Feeling a little angry after your ex called it quits? Wondering how they could do that to you after all these years? You don’t deserve to be treated like that, considering what you’ve done for them. Did they ever really love you?
Well, it’s to be expected. You feel betrayed and mistreated and it hurts. And once you’re over feeling sorry for yourself, there is a good chance you are going to start feeling a little angry. Relax, it’s normal.
However, if you are prone to anger in general, this may be just the thing to send you over the edge. What may seem like a difficult situation for an average person, turns into something that could quickly escalate out of control if you’re not careful.
There is a price to be paid for your anger. While it isn’t always going to be a big deal, you can do things and say things in anger that just can’t be taken back. When it comes to your ex, it’s easy to lose your temper and say things you don’t mean (especially if you’re the one who has been dumped).
In some cases, you may even get into a physical confrontation with your ex’s new partner – yikes!
This can have long lasting and far reaching implications.
In fact, you can end any chance of ever getting your ex back with nothing more than a few choice words. Once said, you are never going to change things, no matter how much apologizing you do.
If you have a bad temper, the first thing you have to do is acknowledge that fact. Accept that you have a short fuse and that you shouldn’t be dealing with your ex immediately after the breakup.

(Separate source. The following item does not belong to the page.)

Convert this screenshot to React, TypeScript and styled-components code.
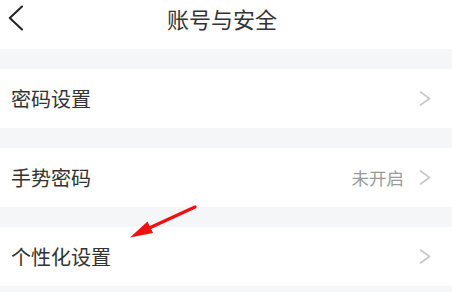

If you feel like your temper is about to flare up, do whatever it takes to remove yourself from the situation right away.
Don’t trust that you aren’t going to lose your cool.
Let’s say you arrange to meet your ex just after the breakup. You keep telling yourself that you have things well in control and that you can contain your anger. However, all it’s going to take is one thing to set you off. You know it deep down…
So, why would you risk it? Do you not want your ex back? If so, what are you willing to do to make that happen?
If you can find the courage to admit you have a problem and then take steps so that it won’t kill your chances, then you are going to be handling the situation like a mature adult. You are going to be giving yourself every opportunity to turn this around. And don’t you deserve that?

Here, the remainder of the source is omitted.